The uni knot is a multi-purpose fishing knot used in angling that can be used for attaching the fishing line to the spool of a reel, for joining main line to leader/backing lines, and for attaching lures, swivels and snaps. When tied correctly, the Uni Knot retains 80% of the line’s breaking strength when used to attach hooks or lures, and about 70% when joining lines.

==History==
The knot, shown with three passes, was published in 1944 under the name gallows knot (#1121) in The Ashley Book of Knots. Ashley notes that it is actually an alternate arrangement of the multiple overhand noose. His diagram shows how the knot can be manipulated into the more familiar form.

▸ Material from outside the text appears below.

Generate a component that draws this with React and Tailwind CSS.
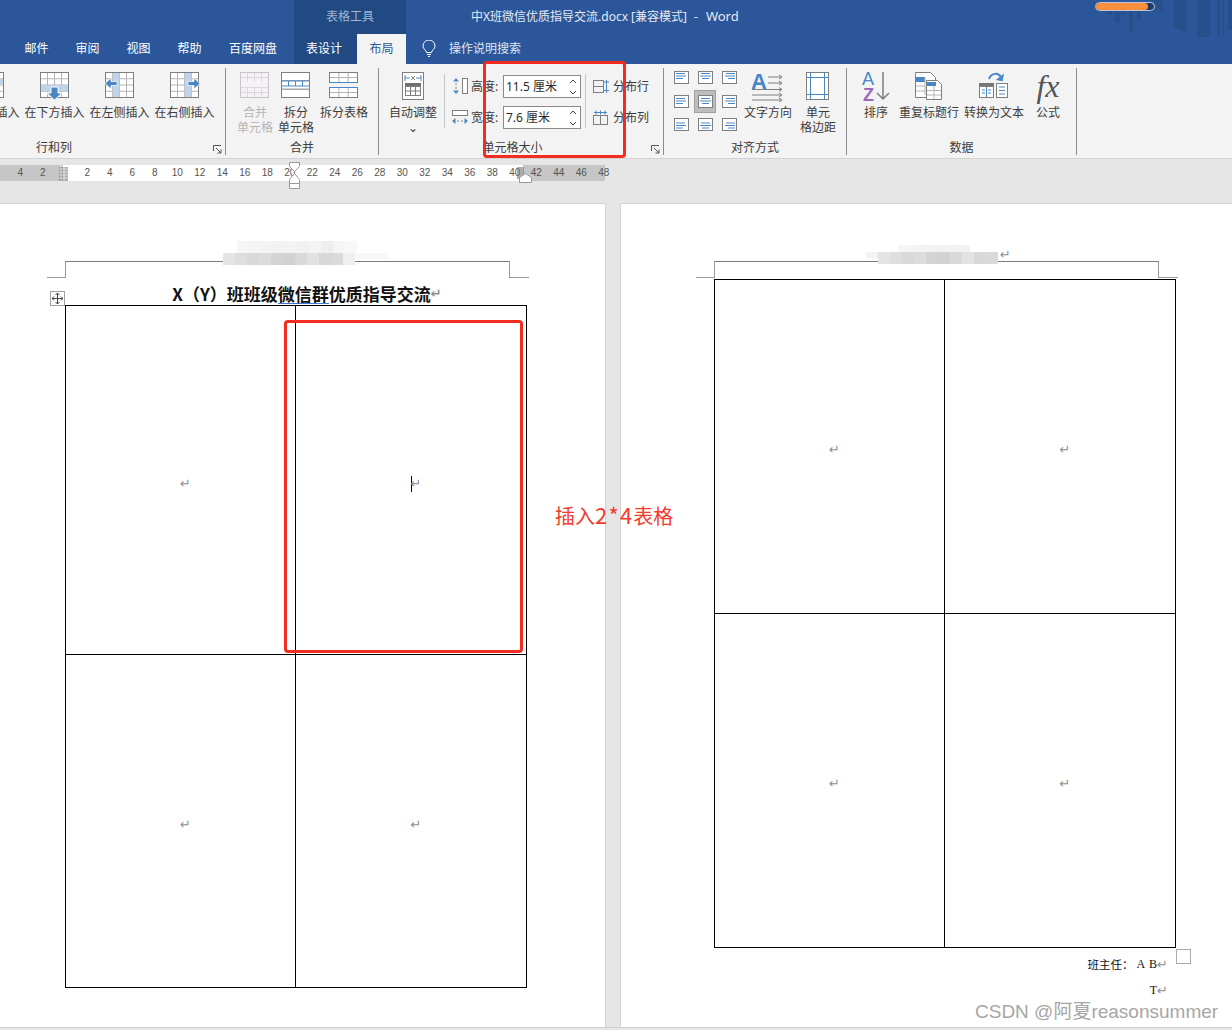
const BLUE = '#4a86c5';
const GRAY = '#7f7f7f';

function Grid({ x, y, w, h, cols, rows, stroke = GRAY, fill = '#fff', inner = '#b5b5b5' }) {
  const lines = [];
  for (let i = 1; i < cols; i++) {
    const px = x + (w * i) / cols;
    lines.push(<line key={'c' + i} x1={px} x2={px} y1={y} y2={y + h} stroke={inner} />);
  }
  for (let i = 1; i < rows; i++) {
    const py = y + (h * i) / rows;
    lines.push(<line key={'r' + i} x1={x} x2={x + w} y1={py} y2={py} stroke={inner} />);
  }
  return (
    <g>
      <rect x={x} y={y} width={w} height={h} fill={fill} />
      {lines}
      <rect x={x} y={y} width={w} height={h} fill="none" stroke={stroke} />
    </g>
  );
}

const InsertBelow = () => (
  <svg width="30" height="30" viewBox="0 0 30 30">
    <Grid x={0.5} y={1.5} w={28} h={25} cols={4} rows={4} />
    <rect x={1} y={14} width={27} height={6} fill="#c0d3e8" />
    <path d="M11 16h7v6h4l-7.500 7-7.500-7h4z" fill={BLUE} stroke="#fff" />
  </svg>
);
const InsertAbove = () => (
  <svg width="30" height="30" viewBox="0 0 30 30">
    <Grid x={0.5} y={1.5} w={28} h={25} cols={4} rows={4} />
    <rect x={1} y={8} width={27} height={6} fill="#c0d3e8" />
  </svg>
);
const InsertLeft = () => (
  <svg width="30" height="30" viewBox="0 0 30 30">
    <Grid x={0.5} y={1.5} w={28} h={25} cols={4} rows={4} />
    <rect x={7.500} y={2} width={7} height={24} fill="#c0d3e8" />
    <path d="M0 12.500l6-5.500v3.500h6v4H6V18z" fill={BLUE} stroke="#fff" strokeWidth="0.7" />
  </svg>
);
const InsertRight = () => (
  <svg width="30" height="30" viewBox="0 0 30 30">
    <Grid x={0.5} y={1.5} w={28} h={25} cols={4} rows={4} />
    <rect x={14.500} y={2} width={7} height={24} fill="#c0d3e8" />
    <path d="M30 12.500L24 7v3.500h-6v4h6V18z" fill={BLUE} stroke="#fff" strokeWidth="0.7" />
  </svg>
);
const MergeCells = () => (
  <svg width="30" height="30" viewBox="0 0 30 30">
    <Grid x={0.5} y={1.5} w={28} h={25} cols={4} rows={5} stroke="#c8c4c8" fill="#f7f1f7" inner="#dcd7dc" />
    <rect x={1} y={11} width={27} height={5} fill="#f7f1f7" />
  </svg>
);
const SplitCells = () => (
  <svg width="30" height="30" viewBox="0 0 30 30">
    <Grid x={0.5} y={1.5} w={28} h={25} cols={1} rows={3} inner={GRAY} />
    <rect x={0.5} y={10} width={28} height={5} fill="#fff" stroke={BLUE} />
    <path d="M7.500 10v5M14.500 10v5M21.500 10v5" stroke={BLUE} />
  </svg>
);
const SplitTable = () => (
  <svg width="30" height="30" viewBox="0 0 30 30">
    <Grid x={0.5} y={1.5} w={28} h={10} cols={3} rows={2} />
    <path d="M0.500 11.500h28" stroke={BLUE} />
    <Grid x={0.5} y={16.5} w={28} h={10} cols={3} rows={2} />
    <path d="M0.500 16.500h28" stroke={BLUE} />
  </svg>
);
const AutoFit = () => (
  <svg width="24" height="30" viewBox="0 0 24 30">
    <rect x={1.5} y={1.5} width={21} height={27} fill="#fff" stroke={GRAY} />
    <path d="M4 4v6M20 4v6M4 7h5M15 7h5" stroke={BLUE} />
    <path d="M10 5l4 4M14 5l-4 4" stroke={GRAY} />
    <rect x={4} y={12} width={16} height={3} fill="#6f6f6f" />
    <Grid x={4.5} y={15.5} w={15} h={9} cols={3} rows={2} inner={GRAY} />
  </svg>
);
const RowHeight = () => (
  <svg width="17" height="17" viewBox="0 0 17 17">
    <rect x={10.500} y={0.5} width={5} height={15} fill="#fff" stroke={GRAY} />
    <path d="M4 1v14" stroke={GRAY} strokeDasharray="2 2" />
    <path d="M4 0l3 3.500H1zM4 16l3-3.500H1z" fill={BLUE} />
  </svg>
);
const ColWidth = () => (
  <svg width="17" height="17" viewBox="0 0 17 17">
    <rect x={0.5} y={1.5} width={15} height={5} fill="#fff" stroke={GRAY} />
    <path d="M1 12h14" stroke={GRAY} strokeDasharray="2 2" />
    <path d="M0 12l3.500-3v6zM16 12l-3.500-3v6z" fill={BLUE} />
  </svg>
);
const DistRows = () => (
  <svg width="16" height="16" viewBox="0 0 16 16">
    <rect x={0.5} y={1.5} width={10} height={12} fill="none" stroke={GRAY} />
    <path d="M0.500 7.500h10" stroke={GRAY} />
    <path d="M13.500 1v13M11 3h5M11 11.500h5" stroke={BLUE} />
  </svg>
);
const DistCols = () => (
  <svg width="16" height="16" viewBox="0 0 16 16">
    <rect x={0.5} y={5.5} width={14} height={9} fill="none" stroke={GRAY} />
    <path d="M7.500 5.500v9" stroke={GRAY} />
    <path d="M1 2.500h13M3 0.500v4M12 0.500v4M7.500 0.500v4" stroke={BLUE} />
  </svg>
);
const TextDir = () => (
  <svg width="34" height="32" viewBox="0 0 34 32">
    <text x="0" y="19" fontSize="22" fontWeight="700" fill={BLUE} fontFamily="Liberation Sans, sans-serif">A</text>
    <path d="M17 7h13M17 13h13M1 19.500h29M1 25h29M1 30h29" stroke={GRAY} />
    <path d="M28 5l3 2-3 2M28 11l3 2-3 2M28 17.500l3 2-3 2M28 23l3 2-3 2M28 28l3 2-3 2" fill="none" stroke={GRAY} />
  </svg>
);
const Margins = () => (
  <svg width="24" height="30" viewBox="0 0 24 30">
    <rect x={0.5} y={1.5} width={22} height={27} fill="#fff" stroke={GRAY} />
    <path d="M4.500 1.500v27M18.500 1.500v27M0.500 6.500h22M0.500 23.500h22" stroke={BLUE} />
  </svg>
);
const Sort = () => (
  <svg width="28" height="32" viewBox="0 0 28 32">
    <text x="0" y="15" fontSize="18" fill={BLUE} fontFamily="Liberation Sans, sans-serif">A</text>
    <text x="1" y="31" fontSize="18" fontWeight="700" fill="#9b69b5" fontFamily="Liberation Sans, sans-serif">Z</text>
    <path d="M21 2v27M15 23l6 6 6-6" fill="none" stroke={GRAY} strokeWidth="1.500" />
  </svg>
);
const RepeatHeader = () => (
  <svg width="30" height="30" viewBox="0 0 30 30">
    <path d="M1.500 1.500h15l5 5v20h-20z" fill="#fff" stroke={GRAY} />
    <rect x={2} y={6} width={9} height={5} fill={BLUE} />
    <path d="M2 15h9M2 20h9M11 6v18" stroke="#b5b5b5" />
    <path d="M12.500 9.500h11l4 4v15h-15z" fill="#fff" stroke={GRAY} />
    <rect x={13} y={11} width={9} height={4} fill={BLUE} />
    <path d="M13 19.500h14M13 24h14M20 15v13" stroke="#b5b5b5" />
  </svg>
);
const ToText = () => (
  <svg width="30" height="30" viewBox="0 0 30 30">
    <path d="M10 8c2-6 9-7 12-2" fill="none" stroke={BLUE} strokeWidth="2" />
    <path d="M24 2v8h-7z" fill={BLUE} transform="rotate(10 22 8)" />
    <rect x={0} y={12} width={15} height={4} fill="#777" />
    <rect x={0.5} y={15.5} width={14} height={11} fill="#fff" stroke={GRAY} />
    <path d="M7.500 16v10M3 19h3M9 19h3M3 22h3M9 22h3" stroke={BLUE} />
    <rect x={17.500} y={12.500} width={11} height={14} fill="#fff" stroke={GRAY} />
    <path d="M20 16h6M20 19.500h6M20 23h6" stroke={BLUE} />
  </svg>
);
const Launcher = () => (
  <svg width="9" height="9" viewBox="0 0 9 9">
    <path d="M0.500 6V0.500H8M3 3l5 5M8 4.500V8H4.500" fill="none" stroke="#555" />
  </svg>
);
const Chevrons = () => (
  <svg width="8" height="18" viewBox="0 0 8 18">
    <path d="M1 5l3-3 3 3M1 13l3 3 3-3" fill="none" stroke="#444" />
  </svg>
);
const Bulb = () => (
  <svg width="14" height="18" viewBox="0 0 14 18">
    <path d="M4.500 12.500C4 10 1 9 1 6a6 6 0 0 1 12 0c0 3-3 4-3.500 6.500z" fill="none" stroke="#fff" />
    <path d="M5 14.500h4M6 16.500h2" stroke="#fff" />
  </svg>
);

function Tool({ w, icon, lines, faded }) {
  return (
    <div className={`flex shrink-0 flex-col items-center text-center ${faded ? 'text-[#b5b5b5]' : ''}`} style={{ width: w }}>
      <div className="flex h-[32px] items-center justify-center">{icon}</div>
      <div className="mt-[3px] whitespace-nowrap leading-[15px]">
        {lines.map((l) => (
          <div key={l}>{l}</div>
        ))}
      </div>
    </div>
  );
}

function Group({ w, label, labelClass = 'text-center', launcher, children }) {
  return (
    <div className="relative flex h-[87px] shrink-0 flex-col justify-between border-r border-[#8c8c8c]" style={{ width: w }}>
      <div className="flex items-start pt-[2px]">{children}</div>
      <div className={`leading-[15px] ${labelClass}`}>{label}</div>
      {launcher && (
        <div className="absolute bottom-[1px] right-[3px] flex">
          <Launcher />
        </div>
      )}
    </div>
  );
}

function SizeRow({ icon, label, value }) {
  return (
    <div className="flex h-[23px] items-center">
      <div className="flex w-[19px]">{icon}</div>
      <span className="w-[32px] leading-[15px]">{label}</span>
      <div className="flex h-[23px] w-[78px] items-center justify-between border border-[#8a8a8a] bg-white pl-[2px] pr-[3px]">
        <span className="whitespace-nowrap text-[#2a2a2a]">{value}</span>
        <Chevrons />
      </div>
    </div>
  );
}

const alignLines = {
  l: [[2, 10], [2, 11], [2, 8]],
  c: [[3, 11], [2, 12], [4, 10]],
  r: [[4, 12], [3, 12], [6, 12]],
};

function AlignCell({ h, v, active }) {
  const top = v === 0 ? 2.5 : v === 1 ? 3.5 : 5;
  return (
    <div className={`flex h-[23px] w-[22px] items-center justify-center justify-self-center ${active ? 'border border-[#a0a0a0] bg-[#bdbdbd]' : ''}`}>
      <svg width="15" height="13" viewBox="0 0 15 13">
        <rect x={0.5} y={0.5} width={14} height={12} fill="#fff" stroke={GRAY} />
        {alignLines[h].map(([a, b], i) => (
          <line key={i} x1={a} x2={b + 1} y1={top + i * 2.5} y2={top + i * 2.5} stroke={BLUE} />
        ))}
      </svg>
    </div>
  );
}

function Ribbon() {
  return (
    <div className="flex h-[95px] border-b border-[#d2d2d2] bg-[#f3f3f3] pt-[4px] text-[12px] text-[#3c3c3c]">
      <Group w={226} label="行和列" labelClass="w-[108px] text-center" launcher>
        <div className="ml-[-43px] flex">
          <Tool w={65} icon={<InsertAbove />} lines={['在上方插入']} />
          <Tool w={65} icon={<InsertBelow />} lines={['在下方插入']} />
          <Tool w={65} icon={<InsertLeft />} lines={['在左侧插入']} />
          <Tool w={65} icon={<InsertRight />} lines={['在右侧插入']} />
        </div>
      </Group>
      <Group w={153} label="合并">
        <div className="ml-[8px] flex">
          <Tool w={42} faded icon={<MergeCells />} lines={['合并', '单元格']} />
          <Tool w={40} icon={<SplitCells />} lines={['拆分', '单元格']} />
          <Tool w={56} icon={<SplitTable />} lines={['拆分表格']} />
        </div>
      </Group>
      <Group w={285} label="单元格大小" labelClass="pr-[17px] text-center" launcher>
        <div className="ml-[7px] flex">
          <Tool w={54} icon={<AutoFit />} lines={['自动调整', '⌄']} />
          <div className="ml-[4px] mt-[4px] h-[54px] w-px bg-[#c6c6c6]" />
          <div className="ml-[7px] mt-[5px] flex flex-col gap-[8px]">
            <SizeRow icon={<RowHeight />} label="高度:" value="11.5 厘米" />
            <SizeRow icon={<ColWidth />} label="宽度:" value="7.6 厘米" />
          </div>
          <div className="ml-[4px] mt-[4px] h-[54px] w-px bg-[#c6c6c6]" />
          <div className="ml-[7px] mt-[5px] flex flex-col gap-[8px]">
            <div className="flex h-[23px] items-center gap-[4px]">
              <DistRows />
              <span>分布行</span>
            </div>
            <div className="flex h-[23px] items-center gap-[4px]">
              <DistCols />
              <span>分布列</span>
            </div>
          </div>
        </div>
      </Group>
      <Group w={183} label="对齐方式">
        <div className="ml-[6px] flex">
          <div className="mt-[-4px] grid w-[71px] grid-cols-3 gap-y-[0.5px]">
            {[0, 1, 2].map((v) =>
              ['l', 'c', 'r'].map((h) => <AlignCell key={v + h} h={h} v={v} active={v === 1 && h === 'c'} />)
            )}
          </div>
          <Tool w={54} icon={<TextDir />} lines={['文字方向']} />
          <div className="w-[3px]" />
          <Tool w={40} icon={<Margins />} lines={['单元', '格边距']} />
        </div>
      </Group>
      <Group w={230} label="数据">
        <div className="ml-[9px] flex">
          <Tool w={40} icon={<Sort />} lines={['排序']} />
          <Tool w={66} icon={<RepeatHeader />} lines={['重复标题行']} />
          <Tool w={64} icon={<ToText />} lines={['转换为文本']} />
          <Tool
            w={44}
            icon={<span className="font-['Liberation_Serif',serif] text-[32px] italic leading-[32px] text-[#555]">fx</span>}
            lines={['公式']}
          />
        </div>
      </Group>
    </div>
  );
}

function TitleBar() {
  return (
    <div className="relative bg-[#2b579a] text-white">
      <div className="flex h-[34px]">
        <div className="w-[294px]" />
        <div className="flex w-[112px] items-center justify-center bg-[#224a82] text-[12px] text-[#9fb4d3]">表格工具</div>
        <div className="ml-[65px] flex items-center whitespace-pre text-[12px] text-[#e4eaf3]">
          <span>中X班微信优质指导交流.docx [兼容模式]</span>
          <span className="ml-[7px]">-</span>
          <span className="ml-[8px] text-[13px]">Word</span>
        </div>
      </div>
      <div className="flex h-[30px] items-center text-[12px]">
        <div className="w-[11px]" />
        {[['邮件', 51], ['审阅', 51], ['视图', 51], ['帮助', 51], ['百度网盘', 76]].map(([t, w]) => (
          <div key={t} className="flex h-full items-center justify-center" style={{ width: w }}>
            {t}
          </div>
        ))}
        <div className="ml-[3px] flex h-full w-[112px]">
          <div className="flex w-[63px] items-center justify-center bg-[#224a82] pr-[3px]">表设计</div>
          <div className="flex w-[49px] items-center justify-center bg-[#f3f3f3] text-[#2b579a]">布局</div>
        </div>
        <div className="ml-[16px] flex items-center gap-[13px] text-[#dfe6f1]">
          <Bulb />
          <span>操作说明搜索</span>
        </div>
      </div>
      <svg className="absolute right-0 top-0" width="137" height="40" viewBox="0 0 137 40">
        <g fill="#264f8c">
          <path d="M13 2h4v13h-4zM20 2h5v21h-5zM26 2h4v13h-4zM34 2h4v30h-4zM42 2h4v18h-4z" />
          <path d="M57 0h11v14zM79 0h13v33l-13-6zM102 0h13v37h-13zM122 0h3v36h-3zM127 0h2v34h-2zM133 0h4v30h-4z" />
        </g>
        <rect x="0.500" y="2.500" width="59" height="8" rx="4" fill="#1f3a66" stroke="#b9c7dc" />
        <rect x="1" y="3" width="52" height="7" rx="3.500" fill="#f98f3c" />
      </svg>
    </div>
  );
}

const rulerCell = 'w-[22.5px] shrink-0 text-center';

function Ruler() {
  const mid = [];
  for (let i = 2; i <= 40; i += 2) mid.push(i);
  return (
    <div className="relative h-[44px] bg-[#e6e6e6] pt-[6px]">
      <div className="flex h-[16px] font-['Liberation_Sans',sans-serif] text-[10px] leading-[16px] text-[#555]">
        <div className="flex w-[63px] shrink-0 bg-[#c6c6c6] pl-[9px]">
          <div className={rulerCell}>4</div>
          <div className={rulerCell}>2</div>
        </div>
        <div className="flex w-[460px] shrink-0 bg-white pl-[13px]">
          {mid.map((n) => (
            <div key={n} className={rulerCell}>
              {n}
            </div>
          ))}
        </div>
        <div className="flex w-[82px] shrink-0 bg-[#c6c6c6] pl-[2px]">
          {[42, 44, 46, 48].map((n) => (
            <div key={n} className={rulerCell}>
              {n}
            </div>
          ))}
        </div>
      </div>
      <svg className="absolute left-0 top-0" width="606" height="44" viewBox="0 0 606 44">
        <rect x="59" y="8" width="9" height="14" fill="#777" opacity="0.6" />
        <path d="M59 10h9M59 13h9M59 16h9M59 19h9M61 6v16M64 6v16" stroke="#fff" strokeWidth="0.6" />
        <rect x="517" y="8" width="7" height="12" fill="#777" opacity="0.6" />
        <path d="M289.500 3.500h10v4l-5 5-5-5zM289.500 20.500l5-6 5 6v4h-10zM289.500 24.500h10v5h-10z" fill="#fff" stroke="#999" />
        <path d="M519.500 23.500v-5l6-4 6 4v5z" fill="#fff" stroke="#999" />
      </svg>
    </div>
  );
}

function Mosaic({ cells, h, lead, trail }) {
  return (
    <div className="flex items-start">
      {lead && <div className="h-[6px] shrink-0" style={{ width: lead, background: '#f3f3f3' }} />}
      {cells.map((c, i) => (
        <div key={i} className="w-[12px] shrink-0" style={{ background: c, height: h }} />
      ))}
      {trail && <div className="h-[6px] shrink-0" style={{ width: trail, background: '#f8f8f8' }} />}
    </div>
  );
}

function HeaderFrame() {
  return (
    <div className="flex h-[17px] w-[482px]">
      <div className="w-[18px] border-b border-[#9a9a9a]" />
      <div className="w-[445px] border-x border-t border-x-[#9a9a9a] border-t-[#7a7a7a]" />
      <div className="flex-1 border-b border-[#9a9a9a]" />
    </div>
  );
}

function Mark({ className = '' }) {
  return <span className={`font-['DejaVu_Sans',sans-serif] text-[13px] leading-[12px] text-[#8f8f8f] ${className}`}>↵</span>;
}

function Cell({ className = '', children }) {
  return <div className={`flex items-center justify-center border-b border-r border-black pl-[10px] pt-[7px] ${className}`}>{children || <Mark />}</div>;
}

function Title() {
  return (
    <div className="flex h-[27px] w-[482px] items-center justify-center pl-[38px] pt-[4px] font-['Noto_Sans_CJK_SC',sans-serif] text-[17px] font-bold leading-[20px] text-[#111]">
      <span className="whitespace-nowrap">
        X（Y）班班级<span className="inline-block border-b border-[#3c78d8] leading-[18px]">微信群</span>优质指导交流
      </span>
      <Mark />
    </div>
  );
}

function App() {
  const light = ['#f6f6f6', '#f4f4f4', '#f3f3f3', '#f2f2f2', '#f3f3f3', '#f1f1f1', '#f4f4f4', '#eee', '#f5f5f5', '#f8f8f8'];
  const dark = ['#e4e4e4', '#dedede', '#d9d9d9', '#dcdcdc', '#d4d4d4', '#d2d2d2', '#d9d9d9', '#e2e2e2', '#d8d8d8', '#dadada', '#efefef'];
  return (
    <div className="relative h-[1030px] w-[1232px] overflow-hidden bg-[#e6e6e6] font-['Noto_Sans','Noto_Sans_CJK_SC',sans-serif]">
      <TitleBar />
      <Ribbon />
      <Ruler />

      <div className="flex h-[825px] gap-[14px] border-b border-[#d0d0d0]">
        <div className="relative w-[606px] border-r border-t border-[#d4d4d4] bg-white pl-[47px] pt-[57px]">
          <HeaderFrame />
          <Title />
          <div className="ml-[18px] grid h-[683px] w-[462px] grid-cols-[230px_231px] grid-rows-[349px_333px] border-l border-t border-black">
            <Cell />
            <Cell>
              <span className="mr-[-1px] h-[16px] w-px bg-black" />
              <Mark />
            </Cell>
            <Cell />
            <Cell />
          </div>
          <div className="absolute left-[50px] top-[87px] flex h-[15px] w-[15px] items-center justify-center border border-[#a0a0a0] bg-white">
            <svg width="11" height="11" viewBox="0 0 11 11">
              <path d="M5.500 0v11M0 5.500h11M3.500 2l2-2 2 2M3.500 9l2 2 2-2M2 3.500l-2 2 2 2M9 3.500l2 2-2 2" fill="none" stroke="#444" />
            </svg>
          </div>
          <div className="absolute left-[223px] top-[37px]">
            <div className="ml-[14px]">
              <Mosaic cells={light} h={12} />
            </div>
            <Mosaic cells={dark} h={12} trail={34} />
          </div>
        </div>

        <div className="relative flex-1 border-l border-t border-[#d4d4d4] bg-white pl-[75px] pt-[57px]">
          <HeaderFrame />
          <div className="ml-[18px] mt-[1px] grid h-[669px] w-[462px] grid-cols-[230px_231px] grid-rows-[334px_334px] border-l border-t border-black">
            <Cell />
            <Cell />
            <Cell />
            <Cell />
          </div>
          <div className="ml-[18px] mt-[9px] flex w-[454px] flex-col items-end font-['Liberation_Serif','Noto_Sans_CJK_SC',serif] text-[12px] leading-[15px] text-[#111]">
            <div className="flex items-center whitespace-pre">
              <span className="font-['Noto_Sans_CJK_SC',sans-serif] text-[11.5px]">班主任：</span>
              <span className="ml-[3px]">A</span>
              <span className="ml-[4px]">B</span>
              <Mark />
            </div>
            <div className="mt-[11px] flex items-center">
              <span>T</span>
              <Mark />
            </div>
          </div>
          <div className="absolute left-[555px] top-[745px] h-[15px] w-[15px] border border-[#aaa] bg-white" />
          <div className="absolute left-[245px] top-[41px] flex items-center">
            <div>
              <div className="ml-[32px]">
                <Mosaic cells={light.slice(0, 6)} h={7} />
              </div>
              <Mosaic cells={dark.slice(0, 10)} h={12} lead={12} />
            </div>
            <Mark className="ml-[2px]" />
          </div>
        </div>
      </div>

      {/* annotations on top of the screenshot */}
      <div className="absolute left-[284px] top-[320px] h-[333px] w-[239px] rounded-[4px] border-[3px] border-[#f32b20]" />
      <div className="absolute left-[483px] top-[61px] h-[97px] w-[143px] rounded-[4px] border-[3px] border-[#f32b20]" />
      <div className="absolute left-[555px] top-[499px] font-['Noto_Sans_CJK_SC',sans-serif] text-[20px] leading-[30px] text-[#f43a2c]">
        插入<span className="text-[22px] tracking-[1.2px]">2*4</span>表格
      </div>
      <div className="absolute left-[975px] top-[1000px] whitespace-nowrap font-['Liberation_Sans','Noto_Sans_CJK_SC',sans-serif] text-[19px] leading-[24px] text-[#a6a6a6]">CSDN @阿夏reasonsummer</div>
    </div>
  );
}

export default App;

This knot is also called the Duncan loop, after Norman Duncan who developed it independently as a fishing knot in the early 1960s. The knot was popularized as the uni knot by Vic Dunaway, an editor at the Miami Herald, in a 1970 fishing book.

Currently, in American English the knot is known as the uni knot referring to its ability to work with mono-filament or fluorocarbon fishing lines. However, in British English it is commonly known as the Grinner knot.

The uni knot is used by popular television host Jeremy Wade, on the Animal Planet TV series River Monsters.

==Use==
The uni knot is widely used for attaching hooks, rings and swivels to the end of the line and it is also used for joining two fishing lines together. The bend form of the uni knot (for joining two lines) is not a noose; rather it is akin to a multiple fisherman's knot with the two opposing knotted parts arranged in the manner of uni knots.

The uni knot retains much of the fishing line breaking strength and the uni knot works well with monofilament, fluorocarbon and braided fishing lines.